Se virar lei, a nova forma de soma de penas deve beneficiar todos os condenados da tentativa de golpe de Estado?

Depende da situação de cada um, mas em tese, sim, nos pontos em que: o condenado tenha sido punido simultaneamente pelos dois crimes do capítulo (tentativa de golpe de Estado e abolição violenta do Estado Democrático de Direito) no mesmo contexto fático. Aí incide a nova regra de concurso formal próprio, que tende a reduzir a pena em relação ao modelo de soma integral aplicado hoje. Se o condenado não for líder nem financiador e tiver atuado em contexto de "multidão", pode, em tese, pleitear a redução de um terço a dois terços da pena, a ser analisada individualmente. Para a cúpula (Bolsonaro, ex-ministros, comandantes etc.), o principal benefício é a nova forma de concurso e a progressão com um sexto. Já o redutor por "multidão" tende a ser aplicado a manifestantes de base, não aos líderes.

Acredita que, se o projeto virar lei, o Supremo Tribunal Federal poderá derrubar as mudanças?

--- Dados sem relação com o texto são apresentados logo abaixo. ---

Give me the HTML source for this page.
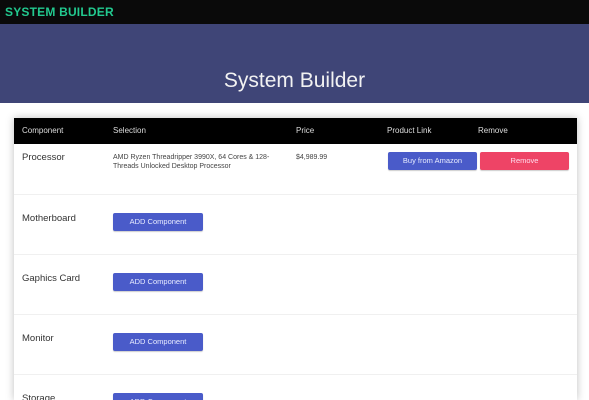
<!DOCTYPE html>
<html><head><style>
*{margin:0;padding:0;box-sizing:border-box}
html,body{width:589px;height:400px;overflow:hidden}
body{background:#fff;font-family:"Liberation Sans",sans-serif;position:relative}
.top{position:absolute;left:0;top:0;width:589px;height:24px;background:#0a0a0a}
.logo{position:absolute;left:5px;top:5px;color:#22c98f;font-size:12px;font-weight:bold;letter-spacing:0.2px}
.banner{position:absolute;left:0;top:24px;width:589px;height:79px;background:#3f4577}
.banner h1{position:absolute;left:0;right:0;top:45px;text-align:center;color:#f2f2f2;font-weight:normal;font-size:21px}
.card{position:absolute;left:14px;top:118px;width:563px;height:282px;background:#fff;box-shadow:0 0 8px rgba(0,0,0,0.25);overflow:hidden}
.head{position:absolute;left:0;top:0;width:563px;height:26px;background:#000;color:#ddd;font-size:8px}
.head span,.row span{position:absolute}
.row{position:absolute;left:0;width:563px;height:60px;border-top:1px solid #f0f0f0}
.name{left:8px;top:18px;font-size:9.5px;color:#333}
.sel{left:99px;top:9px;font-size:7px;color:#444;width:180px;line-height:9px}
.btn{position:absolute;background:#4a5bc9;color:#e8ecff;font-size:7.5px;text-align:center;border-radius:2px;box-shadow:0 1px 1px rgba(0,0,0,.2)}
.add{left:99px;width:90px;height:18px;line-height:18px;top:18px}
</style></head><body>
<div class="top"><div class="logo">SYSTEM BUILDER</div></div>
<div class="banner"><h1>System Builder</h1></div>
<div class="card">
<div class="head"><span style="left:8px;top:8px">Component</span><span style="left:99px;top:8px">Selection</span><span style="left:282px;top:8px">Price</span><span style="left:373px;top:8px">Product Link</span><span style="left:464px;top:8px">Remove</span></div>
<div class="row" style="top:26px;height:50px;border-top:none">
<span class="name" style="top:8px">Processor</span>
<span class="sel">AMD Ryzen Threadripper 3990X, 64 Cores &amp; 128-Threads Unlocked Desktop Processor</span>
<span style="left:282px;top:10px;font-size:7px;color:#444">$4,989.99</span>
<div class="btn" style="left:374px;top:8px;width:89px;height:18px;line-height:18px">Buy from Amazon</div>
<div class="btn" style="left:466px;top:8px;width:89px;height:18px;line-height:18px;background:#ee4466;color:#fde">Remove</div>
</div>
<div class="row" style="top:76px"><span class="name">Motherboard</span><div class="btn add">ADD Component</div></div>
<div class="row" style="top:136px"><span class="name">Gaphics Card</span><div class="btn add">ADD Component</div></div>
<div class="row" style="top:196px"><span class="name">Monitor</span><div class="btn add">ADD Component</div></div>
<div class="row" style="top:256px;height:26px"><span class="name">Storage</span><div class="btn add">ADD Component</div></div>
</div>
</body></html>
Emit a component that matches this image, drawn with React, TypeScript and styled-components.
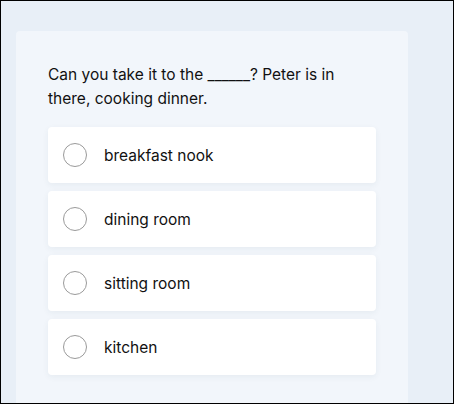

Sim. Esses fundamentos são corretos e juridicamente consistentes. A lei pode ser contestada por ADI ou por controle difuso, e os argumentos centrais de inconstitucionalidade incluem: violação à proteção constitucional do Estado Democrático de Direito, caso se entenda que a lei fragiliza a tutela penal desse bem jurídico. Também desproporcionalidade na redução das penas ou na forma de execução, se isso comprometer a efetividade da repressão às condutas que atentam contra a ordem constitucional. Outro argumento é a usurpação da função jurisdicional do STF, pois a lei impacta diretamente condenações já proferidas pela Corte, argumento especialmente sensível no contexto político atual. Possível caráter de legislação ad hominem, se ficar demonstrado que o objetivo prático foi beneficiar réus específicos julgados pelo Supremo. Todos esses pontos são legalmente defensáveis e fazem parte do repertório tradicional de controle de constitucionalidade no Brasil.